The U.S. presidential race has officially commenced and the time to get to work is now, as Vice President Kamala Harris said at the outset of her DNC acceptance speech. (Which I took to mean the quest to end Trump’s excruciating brand of mind control once and for all.) The battle has begun. The weaponry and machinery of politics—including persuasion and manipulation—will soon reach warp-speed levels, even more now than a month ago. Media platforms have revved up herds of stampeding experts, pundits, commentators, “fact” checkers and fiction enablers, from countless perspectives and of all stripes. Partisan soothsayers have been champing at the bits and bytes to get their voices heard and faces booked on every conceivable outlet with as much frequency as breathing and blood flow will allow.
Now, don’t misunderstand, I’m not anti-pundit; I spent the entire DNC week watching two screens simultaneously. On one, PBS’ gaggle of pundits translating what I had just heard and/or missed coming from the main stage; on the other, PBS’ stream of back episodes from the drama “Grantchester” (incidentally, it is surprisingly good). Really astute pundits are enlightening and essential (PBS has some of the good ones), but the worst (and there are many) are like black mold. Some of their toxicity comes from prejudiced misrepresentation that goes viral. Or, as England’s late-nineteenth-century Prime Minister Benjamin Disraeli is quoted as saying, “There are three kinds of lies: lies, damned lies, and statistics.”

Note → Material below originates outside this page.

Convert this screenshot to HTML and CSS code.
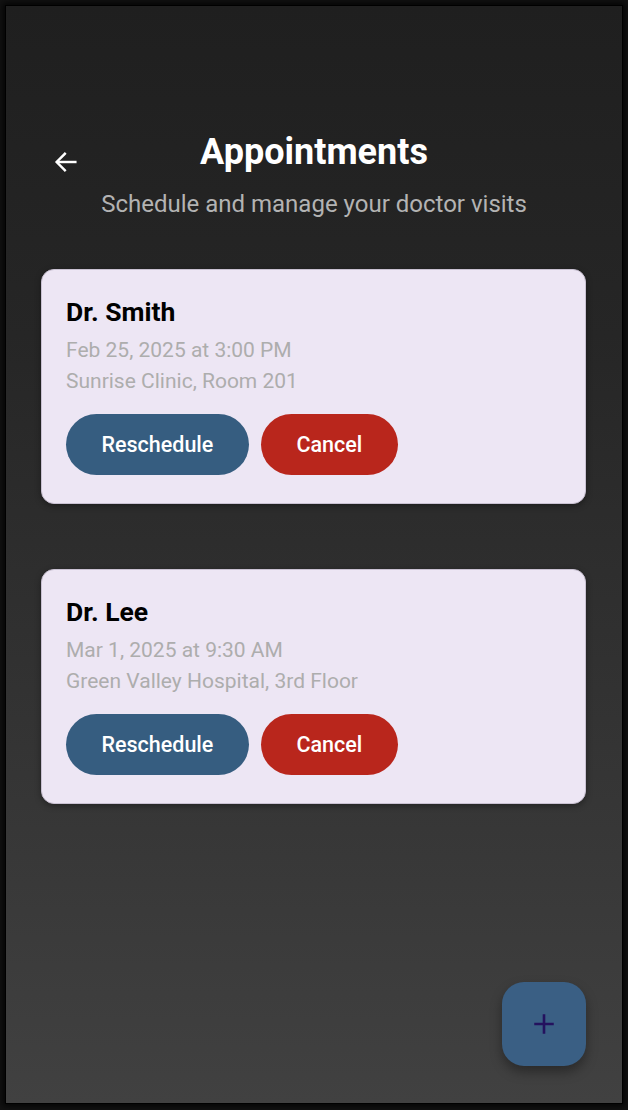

Which segues into my own punditry regarding candidate Donald J. Trump’s employ of all three.
As long as Trump’s gnarly attack style continues to dominate the current campaign vernacular, there is no way to have substantive debates on any issues. Perhaps there is not a chance in hell, anyway, that he can discuss true policies, because he either doesn’t know or understand them. Well, I’ve got a solution that might appeal to his character (and add to his incredibility): Learn to statisticulate. (Don, it will provide a simulacrum of knowledge.)
The word comes from statistic (late 18th century: from the German statistisch (adjective), statistik (noun, “analysis of numerical data for political reasons”) and the suffix ulate (derived from the Latin ulus, which means small or minute). Trump knows a little something about small things. So why tax him on taxes or burden him with economics or healthcare or any science, for that matter? Instead of spewing his bile and lying about things that do not matter, his campaign should pivot to statisticulation.
This “classic” term coined by Darrell Huff in his 1954 book How to Lie With Statistics (illustrated by Time and Fortune‘s infographic artist Irving Geiss) refers to the distortion of statistical data that can be “twisted, exaggerated, oversimplified and distorted” and passed off as truth.
Trump might, for example, argue that, statistically speaking, he has more people in his extra-large rallies wearing, say, MAGA merch, than Harris has at hers. And he’d be statistically correct because not many in her increasingly larger crowds wear Trumpware. Likewise, he might argue that, statistically, he has lowered middle-class taxes … along with taxes on the rich, and he’d be telling the statistical truth because when statisticulating, numbers don’t lie—they just don’t always add up.
As Huff wrote, “In my experience, [I’ve not seen many economists giving] the customer a better break than the facts call for, and often they give him a worse one.”
As a flim-flam man, Trump’s lying with statistics is as easy as counting to 10. I know he learned how to count (they teach it at military school). He needn’t be a brainiac to statisticulate. And memorization is not necessary. Just make it up—a skill he has definitely mastered—and then just keep it up (an act that is in dispute).